DAILY SCHEDULE This schedule came from his school with what time the classes are and where he should be.  It is color-coded to match the bins since he has two academic teachers this year so it will help him keep up with who is when. Our school gave us a general version and the teachers were really awesome and had one ready, so all I really had to do was adapt to fit on a clipboard (their version was landscape layout, I preferred portrait so that it would hang on the clipboard for easy reference.

COMPUTER He is going to be sharing my personal laptop with me, but we created his own profile and have been working with him, so he knows how to access his school’s site and the sites needed for his lessons.

IPAD & STAND The iPad is programmed with alarms for each of the start times for his schedule just in case he gets distracted—he is nine after all!  The stand we already had, but it gives it a home to sit on his workstation and be out of the way, and he has a clock and timer ready, if he needs it.

SUPPLIES CUBBY This is a top shelf for easy access.  He has a cup with pencils, highlighters, and scissors in the bin, as well as his paints, markers, crayons, color pencils, ruler, and whatever other supplies he may end up needing.  We also have a binder with notebook and plain paper for whatever they may need.

CLASS CUBBIES He has one for electives, one for his morning classes and one for his afternoon classes.  The textbooks and other materials will stay in here so he can find it quickly and easily or pull out all materials from it.  We have his notebook and folder for each subject that will be during that part of the day, as well.

LUNCH MENU He will have the same amount of lunch time as the students at school, so we needed a way to eat quickly that would allow him time to relax.  He and I sat down together and decided to create hot and cold options for Monday through Friday, make them slips, and he can fill them out on Fridays so we can grocery shop and restock. Every option can either be prepared in the morning before school or they are thing he has experience making or preparing independently, just in case our work schedules don’t allow us to break away at the same time, although we hope to be able to eat with him and socialize each day.

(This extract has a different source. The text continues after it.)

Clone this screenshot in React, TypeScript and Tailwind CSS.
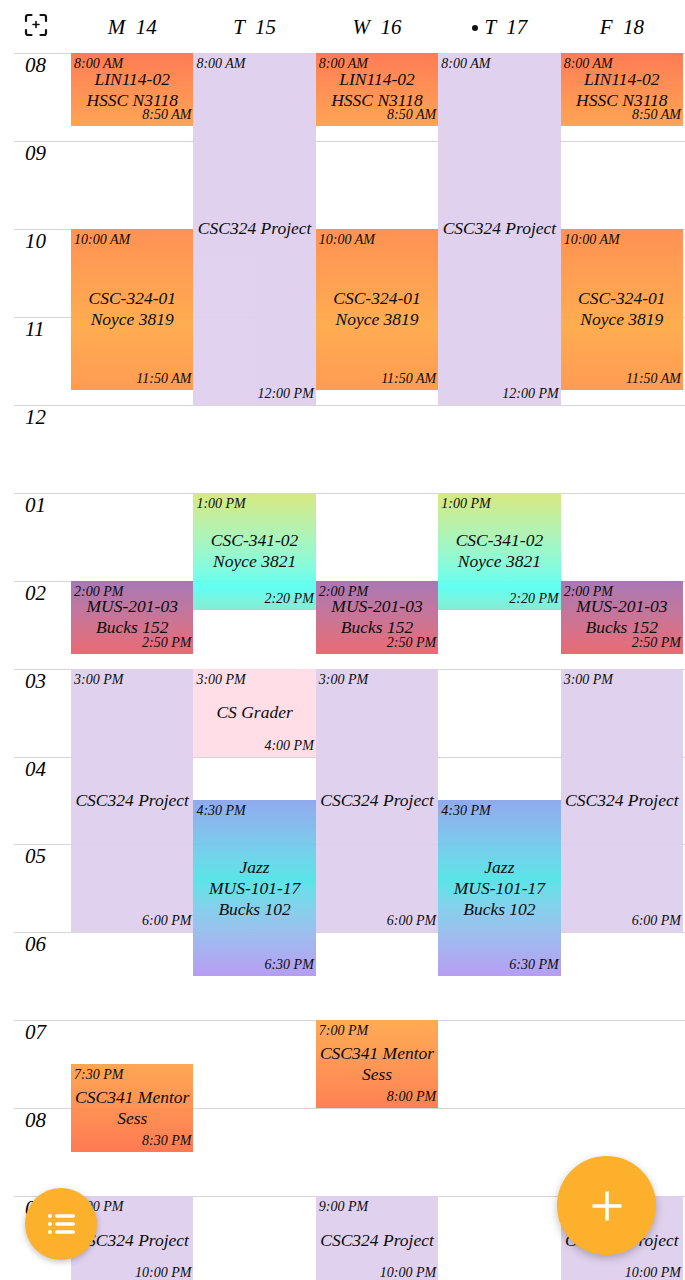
const HOUR = 87.94;
const START = 8 * 60;

const hours = ["08", "09", "10", "11", "12", "01", "02", "03", "04", "05", "06", "07", "08", "09"];

const styles = {
    lin: "bg-gradient-to-b from-[#ff754c] to-[#ffa04c]",
    csc324: "bg-gradient-to-b from-[#ff8c4b] via-[#ffa948] via-[60%] to-[#ff964a]",
    project: "bg-[#dfd0ee]",
    csc341: "bg-gradient-to-b from-[#d5e878] via-[#58fff2] via-[80%] to-[#80ecd0]",
    mus: "bg-gradient-to-b from-[#a372b2] to-[#e9636c]",
    grader: "bg-[#ffdde6]",
    jazz: "bg-gradient-to-b from-[#8ba5ee] via-[#50e4e6] via-[45%] to-[#b398f3]",
    mentorA: "bg-gradient-to-b from-[#ffa24c] to-[#ff744a]",
    mentorB: "bg-gradient-to-b from-[#ffa84a] to-[#ff7a4c]",
};

type Ev = {
    start: number;
    end: number;
    from: string;
    to: string;
    lines: string[];
    style: keyof typeof styles;
};

const t = (h: number, m = 0) => h * 60 + m;

const lin: Ev = { start: t(8), end: t(8, 50), from: "8:00 AM", to: "8:50 AM", lines: ["LIN114-02", "HSSC N3118"], style: "lin" };
const csc324: Ev = { start: t(10), end: t(11, 50), from: "10:00 AM", to: "11:50 AM", lines: ["CSC-324-01", "Noyce 3819"], style: "csc324" };
const mus: Ev = { start: t(14), end: t(14, 50), from: "2:00 PM", to: "2:50 PM", lines: ["MUS-201-03", "Bucks 152"], style: "mus" };
const afternoon: Ev = { start: t(15), end: t(18), from: "3:00 PM", to: "6:00 PM", lines: ["CSC324 Project"], style: "project" };
const night: Ev = { start: t(21), end: t(22), from: "9:00 PM", to: "10:00 PM", lines: ["CSC324 Project"], style: "project" };
const morning: Ev = { start: t(8), end: t(12), from: "8:00 AM", to: "12:00 PM", lines: ["CSC324 Project"], style: "project" };
const csc341: Ev = { start: t(13), end: t(14, 20), from: "1:00 PM", to: "2:20 PM", lines: ["CSC-341-02", "Noyce 3821"], style: "csc341" };
const grader: Ev = { start: t(15), end: t(16), from: "3:00 PM", to: "4:00 PM", lines: ["CS Grader"], style: "grader" };
const jazz: Ev = { start: t(16, 30), end: t(18, 30), from: "4:30 PM", to: "6:30 PM", lines: ["Jazz", "MUS-101-17", "Bucks 102"], style: "jazz" };

const days: { label: string; today?: boolean; events: Ev[] }[] = [
    {
        label: "M 14",
        events: [lin, csc324, mus, afternoon,
            { start: t(19, 30), end: t(20, 30), from: "7:30 PM", to: "8:30 PM", lines: ["CSC341 Mentor", "Sess"], style: "mentorA" },
            night],
    },
    { label: "T 15", events: [morning, csc341, grader, jazz] },
    {
        label: "W 16",
        events: [lin, csc324, mus, afternoon,
            { start: t(19), end: t(20), from: "7:00 PM", to: "8:00 PM", lines: ["CSC341 Mentor", "Sess"], style: "mentorB" },
            night],
    },
    { label: "T 17", today: true, events: [morning, csc341, jazz] },
    { label: "F 18", events: [lin, csc324, mus, afternoon, night] },
];

const hand = "font-['Liberation_Serif',serif] italic text-black";

const ScanPlusIcon = () => (
    <svg width="24" height="24" viewBox="0 0 24 24" fill="none" stroke="#111" strokeWidth="2.2" strokeLinecap="round" strokeLinejoin="round">
        <path d="M2 8V4a2 2 0 0 1 2-2h3.500" />
        <path d="M16.500 2H20a2 2 0 0 1 2 2v4" />
        <path d="M22 17v3a2 2 0 0 1-2 2h-3.500" />
        <path d="M7.500 22H4a2 2 0 0 1-2-2v-3" />
        <path d="M12 8.500v6M9 11.500h6" strokeWidth="1.600" />
    </svg>
);

const EventCard = ({ ev, prevEnd }: { ev: Ev; prevEnd: number }) => (
    <div
        className={`relative flex flex-col items-center justify-center gap-[4px] shrink-0 opacity-95 ${styles[ev.style]}`}
        style={{
            marginTop: ((ev.start - prevEnd) / 60) * HOUR,
            height: ((ev.end - ev.start) / 60) * HOUR,
        }}
    >
        <span className="absolute left-[3px] top-[4px] text-[14px] leading-[13px] whitespace-nowrap">{ev.from}</span>
        {ev.lines.map((line) => (
            <span key={line} className="text-[17.500px] leading-[17px] whitespace-nowrap">{line}</span>
        ))}
        <span className="absolute right-[2px] bottom-[5px] text-[14px] leading-[13px] whitespace-nowrap">{ev.to}</span>
    </div>
);

export default function App() {
    return (
        <div className={`relative h-[1280px] w-full overflow-hidden bg-white ${hand}`}>
            <header className="flex h-[53px] pr-[2px]">
                <div className="flex w-[71px] shrink-0 items-center pb-[4px] pl-[24px]">
                    <ScanPlusIcon />
                </div>
                {days.map((d) => (
                    <div key={d.label} className="flex flex-1 items-center justify-center gap-[7px] pt-[2px] text-[21px]">
                        {d.today && <span className="size-[6px] rounded-full bg-[#111]" />}
                        <span className="whitespace-pre">{d.label.replace(" ", "  ")}</span>
                    </div>
                ))}
            </header>

            <main className="relative ml-[14px]">
                {hours.map((h, i) => (
                    <div key={i} className="h-[87.940px] border-t border-[#d6d6d6] pl-[11px] text-[21px] leading-[22px]">
                        {h}
                    </div>
                ))}
                <div className="absolute inset-0 left-[57px] right-[2px] flex">
                    {days.map((d) => (
                        <div key={d.label} className="flex flex-1 flex-col">
                            {d.events.map((ev, i) => (
                                <EventCard key={i} ev={ev} prevEnd={i === 0 ? START : d.events[i - 1].end} />
                            ))}
                        </div>
                    ))}
                </div>
            </main>

            <button className="absolute left-[25px] top-[1188px] flex size-[72px] items-center justify-center rounded-full bg-[#fdb02b] shadow-[0_2px_6px_rgba(0,0,0,0.25)]">
                <svg width="27" height="22" viewBox="0 0 27 22" fill="white">
                    <circle cx="2" cy="3" r="2" />
                    <circle cx="2" cy="11" r="2" />
                    <circle cx="2" cy="19" r="2" />
                    <rect x="7" y="1.200" width="20" height="3.600" rx="1.800" />
                    <rect x="7" y="9.200" width="20" height="3.600" rx="1.800" />
                    <rect x="7" y="17.200" width="20" height="3.600" rx="1.800" />
                </svg>
            </button>
            <button className="absolute left-[557px] top-[1156px] flex size-[99px] items-center justify-center rounded-full bg-[#fdb02b] shadow-[0_3px_8px_rgba(0,0,0,0.25)]">
                <svg width="30" height="30" viewBox="0 0 30 30" fill="none" stroke="white" strokeWidth="3.500">
                    <path d="M15 0.500v29M0.500 15h29" />
                </svg>
            </button>
        </div>
    );
}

UNIFORM Yes, we are going to be those parents that make him wear a uniform each day—at least his school shirt.  We want him to keep the routine and have a “work mindset” by being dressed for the role he will be in.  As someone who works from home, I know that this routine and getting ready element helps me to mentally prepare for a workday instead of a personal day, and it makes a difference.

PRIZE BOX This was a must—he is in elementary school, and our school is a part of the PBS (positive behavior system) so we wanted to continue promoting that at home, again trying to maintain and simulate the routine for him. He isn’t much on toys, but he can get a piece of candy or a Molly Moo-lah at the end of a good day.

our Store inventory

MOLLY MOO-LAH This is our version of school bucks that our school also uses for PBS.  The students can earn them for various actions of responsibility and good behavior.  Our dog’s name is Molly, nicknamed Molly MooMoo, so she became our mascot.  We then created a list of items he can redeem them for.  At school, they can use them at the Bucks Store for various items or even dress down days.  We created ours to include dress down days, as well as prizes we can easily give including ice cream dates, dinner and a movie night, an extra week of allowance (he is saving for some bigger items) or an extra piece of candy from his daily prize box (we don’t do a lot of candy in our home, so this is a treat).

our Molly Moo-Lah!

It isn’t a perfect plan, and it may adapt as we go and find flaws or at least adaptations.  But he is set up to be independently successful in his day. If I happen to be busy and can’t break away or dad is working outside of the house that day, he is set up for self-guided success.  He may miss something or be late sometimes, and we will figure out why and it will be okay.  Our goal is for him to learn to take responsibility for his learning and to be a part of his routine and actively contributing to his own success.

I hope this helped inspire you for your e-learning station and helped you realize it doesn’t have to be fancy or take up a huge amount of space. Good luck in your project!